Interface markup and scripts:
-- Start --
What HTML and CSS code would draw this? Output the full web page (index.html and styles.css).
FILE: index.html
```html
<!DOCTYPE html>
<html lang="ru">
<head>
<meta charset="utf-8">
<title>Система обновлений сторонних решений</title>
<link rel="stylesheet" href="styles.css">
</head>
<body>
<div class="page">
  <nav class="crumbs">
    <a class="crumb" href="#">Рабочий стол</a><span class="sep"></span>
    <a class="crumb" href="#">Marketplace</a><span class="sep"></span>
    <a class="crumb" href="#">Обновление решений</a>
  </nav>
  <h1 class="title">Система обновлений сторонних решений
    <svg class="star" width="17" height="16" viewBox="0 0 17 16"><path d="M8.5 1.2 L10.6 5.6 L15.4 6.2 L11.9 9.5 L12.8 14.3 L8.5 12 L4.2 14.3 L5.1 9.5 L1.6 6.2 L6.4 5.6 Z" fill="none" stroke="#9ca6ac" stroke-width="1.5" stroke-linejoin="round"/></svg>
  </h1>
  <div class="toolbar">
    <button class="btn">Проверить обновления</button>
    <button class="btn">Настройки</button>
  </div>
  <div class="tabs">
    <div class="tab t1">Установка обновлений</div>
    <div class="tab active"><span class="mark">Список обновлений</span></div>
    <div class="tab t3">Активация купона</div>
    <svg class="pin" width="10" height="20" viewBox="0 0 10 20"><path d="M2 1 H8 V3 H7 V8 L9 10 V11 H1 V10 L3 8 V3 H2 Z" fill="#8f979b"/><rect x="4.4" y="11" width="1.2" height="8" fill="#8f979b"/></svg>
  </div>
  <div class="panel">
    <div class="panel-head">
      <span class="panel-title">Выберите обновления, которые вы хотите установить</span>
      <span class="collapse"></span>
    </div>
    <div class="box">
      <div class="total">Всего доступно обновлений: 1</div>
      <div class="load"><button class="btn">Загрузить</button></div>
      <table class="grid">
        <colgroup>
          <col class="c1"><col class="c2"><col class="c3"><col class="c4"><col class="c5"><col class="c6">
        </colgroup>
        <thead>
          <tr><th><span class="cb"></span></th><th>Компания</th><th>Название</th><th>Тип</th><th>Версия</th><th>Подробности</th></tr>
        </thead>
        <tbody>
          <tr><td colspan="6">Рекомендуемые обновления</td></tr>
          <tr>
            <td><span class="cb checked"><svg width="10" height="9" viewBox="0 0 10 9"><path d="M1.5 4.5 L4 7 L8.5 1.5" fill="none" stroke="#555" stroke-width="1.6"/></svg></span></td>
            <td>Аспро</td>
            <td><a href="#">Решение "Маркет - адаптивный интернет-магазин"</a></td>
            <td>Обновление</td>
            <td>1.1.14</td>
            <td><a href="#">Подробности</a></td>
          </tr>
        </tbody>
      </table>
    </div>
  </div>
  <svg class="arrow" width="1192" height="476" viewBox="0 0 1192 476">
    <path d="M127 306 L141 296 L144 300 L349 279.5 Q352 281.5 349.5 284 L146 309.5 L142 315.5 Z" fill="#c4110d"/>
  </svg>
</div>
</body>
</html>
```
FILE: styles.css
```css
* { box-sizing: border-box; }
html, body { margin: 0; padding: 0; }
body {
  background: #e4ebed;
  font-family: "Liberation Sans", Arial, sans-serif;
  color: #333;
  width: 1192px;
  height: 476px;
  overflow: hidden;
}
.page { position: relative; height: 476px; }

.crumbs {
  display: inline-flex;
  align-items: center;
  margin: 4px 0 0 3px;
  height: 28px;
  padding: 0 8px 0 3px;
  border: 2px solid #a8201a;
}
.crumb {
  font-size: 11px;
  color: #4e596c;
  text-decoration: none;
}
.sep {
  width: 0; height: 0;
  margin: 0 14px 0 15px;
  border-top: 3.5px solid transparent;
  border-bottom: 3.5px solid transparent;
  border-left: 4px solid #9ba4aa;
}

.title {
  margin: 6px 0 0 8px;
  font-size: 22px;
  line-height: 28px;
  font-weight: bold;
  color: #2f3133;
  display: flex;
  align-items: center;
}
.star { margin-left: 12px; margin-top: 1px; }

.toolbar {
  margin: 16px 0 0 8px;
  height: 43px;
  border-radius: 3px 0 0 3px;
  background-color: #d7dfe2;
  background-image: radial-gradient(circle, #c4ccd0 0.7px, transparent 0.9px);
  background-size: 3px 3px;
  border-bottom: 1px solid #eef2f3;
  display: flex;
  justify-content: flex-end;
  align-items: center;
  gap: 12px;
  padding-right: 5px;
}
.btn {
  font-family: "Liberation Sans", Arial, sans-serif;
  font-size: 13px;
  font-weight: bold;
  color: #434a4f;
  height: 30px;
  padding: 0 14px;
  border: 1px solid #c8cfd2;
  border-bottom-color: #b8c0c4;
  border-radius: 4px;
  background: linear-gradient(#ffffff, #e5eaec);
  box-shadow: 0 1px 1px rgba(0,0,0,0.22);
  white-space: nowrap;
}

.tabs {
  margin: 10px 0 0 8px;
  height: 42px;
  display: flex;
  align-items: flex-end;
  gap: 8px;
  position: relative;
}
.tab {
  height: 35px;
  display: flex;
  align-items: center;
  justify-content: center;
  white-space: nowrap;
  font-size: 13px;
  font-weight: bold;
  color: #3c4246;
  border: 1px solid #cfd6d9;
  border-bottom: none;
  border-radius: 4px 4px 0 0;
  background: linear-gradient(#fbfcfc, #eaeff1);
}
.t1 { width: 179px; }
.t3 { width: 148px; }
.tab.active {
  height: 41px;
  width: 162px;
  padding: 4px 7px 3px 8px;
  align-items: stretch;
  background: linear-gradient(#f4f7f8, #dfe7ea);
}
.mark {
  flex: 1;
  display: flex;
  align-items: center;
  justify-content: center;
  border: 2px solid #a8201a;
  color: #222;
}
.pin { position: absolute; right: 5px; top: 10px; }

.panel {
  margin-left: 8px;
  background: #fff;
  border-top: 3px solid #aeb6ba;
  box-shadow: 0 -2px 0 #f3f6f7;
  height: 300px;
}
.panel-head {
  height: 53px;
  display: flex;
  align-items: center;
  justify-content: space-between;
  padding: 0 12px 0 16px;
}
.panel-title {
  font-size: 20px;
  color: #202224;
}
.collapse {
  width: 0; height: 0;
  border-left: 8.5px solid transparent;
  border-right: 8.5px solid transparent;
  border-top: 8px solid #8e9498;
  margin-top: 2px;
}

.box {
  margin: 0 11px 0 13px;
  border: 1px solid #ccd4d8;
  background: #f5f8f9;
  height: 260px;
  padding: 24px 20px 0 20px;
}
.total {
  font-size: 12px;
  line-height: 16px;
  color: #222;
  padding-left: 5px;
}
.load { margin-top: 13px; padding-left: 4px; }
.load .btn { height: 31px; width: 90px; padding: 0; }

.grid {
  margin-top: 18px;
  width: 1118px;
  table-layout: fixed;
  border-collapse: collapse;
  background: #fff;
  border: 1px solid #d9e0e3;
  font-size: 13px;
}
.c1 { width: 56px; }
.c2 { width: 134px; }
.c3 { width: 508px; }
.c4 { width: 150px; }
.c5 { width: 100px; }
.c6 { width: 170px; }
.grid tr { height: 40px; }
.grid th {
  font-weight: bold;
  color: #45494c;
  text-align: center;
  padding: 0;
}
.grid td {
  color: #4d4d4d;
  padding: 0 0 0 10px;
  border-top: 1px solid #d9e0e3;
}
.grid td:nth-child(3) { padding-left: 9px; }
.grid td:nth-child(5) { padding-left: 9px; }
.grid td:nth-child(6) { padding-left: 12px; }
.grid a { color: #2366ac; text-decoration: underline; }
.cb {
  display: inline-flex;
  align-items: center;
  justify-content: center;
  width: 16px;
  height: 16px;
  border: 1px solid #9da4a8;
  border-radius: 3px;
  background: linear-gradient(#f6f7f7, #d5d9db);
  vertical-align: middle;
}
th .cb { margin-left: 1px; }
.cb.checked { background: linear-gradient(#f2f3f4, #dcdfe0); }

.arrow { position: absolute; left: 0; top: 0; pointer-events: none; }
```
-- End --
-- Start --
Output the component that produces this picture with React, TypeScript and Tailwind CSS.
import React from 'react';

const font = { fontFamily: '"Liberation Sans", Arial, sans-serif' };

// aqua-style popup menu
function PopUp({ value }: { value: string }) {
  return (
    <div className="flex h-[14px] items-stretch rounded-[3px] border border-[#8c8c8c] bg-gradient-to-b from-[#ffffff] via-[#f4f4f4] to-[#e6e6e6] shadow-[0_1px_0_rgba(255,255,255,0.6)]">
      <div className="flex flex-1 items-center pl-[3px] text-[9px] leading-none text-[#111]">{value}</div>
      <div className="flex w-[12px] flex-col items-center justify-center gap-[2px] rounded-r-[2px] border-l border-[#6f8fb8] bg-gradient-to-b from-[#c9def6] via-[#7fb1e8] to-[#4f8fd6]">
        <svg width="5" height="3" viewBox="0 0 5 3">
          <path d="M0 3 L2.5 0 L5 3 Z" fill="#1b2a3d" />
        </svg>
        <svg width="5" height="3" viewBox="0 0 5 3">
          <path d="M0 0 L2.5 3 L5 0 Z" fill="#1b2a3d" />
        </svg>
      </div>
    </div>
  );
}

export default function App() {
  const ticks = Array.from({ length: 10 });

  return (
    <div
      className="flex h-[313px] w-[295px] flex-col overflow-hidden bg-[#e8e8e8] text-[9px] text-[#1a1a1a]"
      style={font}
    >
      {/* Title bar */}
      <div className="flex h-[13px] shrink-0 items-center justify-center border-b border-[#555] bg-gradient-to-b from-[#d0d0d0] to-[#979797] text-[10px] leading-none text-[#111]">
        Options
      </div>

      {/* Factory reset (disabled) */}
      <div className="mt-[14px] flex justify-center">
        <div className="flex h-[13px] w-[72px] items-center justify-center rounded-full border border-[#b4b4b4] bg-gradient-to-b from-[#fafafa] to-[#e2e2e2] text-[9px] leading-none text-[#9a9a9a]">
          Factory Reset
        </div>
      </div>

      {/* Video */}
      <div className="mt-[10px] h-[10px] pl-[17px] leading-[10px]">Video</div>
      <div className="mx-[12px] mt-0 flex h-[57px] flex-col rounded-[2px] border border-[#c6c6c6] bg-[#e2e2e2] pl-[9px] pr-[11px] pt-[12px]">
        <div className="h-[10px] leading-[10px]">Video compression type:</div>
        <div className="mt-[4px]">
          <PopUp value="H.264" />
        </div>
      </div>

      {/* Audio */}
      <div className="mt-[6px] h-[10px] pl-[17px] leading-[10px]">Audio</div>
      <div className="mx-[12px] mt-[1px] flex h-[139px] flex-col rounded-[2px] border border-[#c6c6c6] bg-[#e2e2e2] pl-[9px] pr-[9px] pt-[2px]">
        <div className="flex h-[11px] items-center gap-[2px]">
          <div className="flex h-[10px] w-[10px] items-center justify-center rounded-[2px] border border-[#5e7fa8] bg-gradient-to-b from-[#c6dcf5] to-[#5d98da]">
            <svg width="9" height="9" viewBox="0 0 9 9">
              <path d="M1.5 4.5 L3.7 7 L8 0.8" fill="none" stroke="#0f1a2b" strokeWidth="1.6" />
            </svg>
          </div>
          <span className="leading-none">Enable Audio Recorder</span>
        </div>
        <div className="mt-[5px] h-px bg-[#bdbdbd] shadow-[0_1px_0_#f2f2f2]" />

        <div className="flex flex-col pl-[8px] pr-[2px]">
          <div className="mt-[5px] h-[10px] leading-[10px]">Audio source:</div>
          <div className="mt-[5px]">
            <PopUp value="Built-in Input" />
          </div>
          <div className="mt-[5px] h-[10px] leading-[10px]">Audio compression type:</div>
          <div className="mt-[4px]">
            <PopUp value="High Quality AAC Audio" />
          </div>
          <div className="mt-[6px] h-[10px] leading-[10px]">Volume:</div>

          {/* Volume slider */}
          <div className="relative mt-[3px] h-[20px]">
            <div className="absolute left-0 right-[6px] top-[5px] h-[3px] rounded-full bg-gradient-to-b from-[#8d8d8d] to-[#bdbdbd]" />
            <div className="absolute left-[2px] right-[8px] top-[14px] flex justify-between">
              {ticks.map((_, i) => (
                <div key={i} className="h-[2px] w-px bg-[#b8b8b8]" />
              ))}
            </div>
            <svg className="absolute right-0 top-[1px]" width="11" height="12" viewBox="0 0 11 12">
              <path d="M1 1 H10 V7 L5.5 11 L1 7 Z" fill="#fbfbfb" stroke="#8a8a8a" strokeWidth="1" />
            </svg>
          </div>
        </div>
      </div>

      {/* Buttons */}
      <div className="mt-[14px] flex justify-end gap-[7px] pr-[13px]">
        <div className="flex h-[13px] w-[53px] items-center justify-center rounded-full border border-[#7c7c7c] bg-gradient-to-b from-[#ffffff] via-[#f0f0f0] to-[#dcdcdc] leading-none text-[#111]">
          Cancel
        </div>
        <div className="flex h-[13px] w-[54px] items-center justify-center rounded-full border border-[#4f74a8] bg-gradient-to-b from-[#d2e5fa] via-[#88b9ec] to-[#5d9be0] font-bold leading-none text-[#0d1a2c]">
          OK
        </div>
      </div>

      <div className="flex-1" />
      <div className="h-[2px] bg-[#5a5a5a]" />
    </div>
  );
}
-- End --
Written exercise |
Count how many lines of the material hold the string "React". Give the number and nothing more.

Final result |
2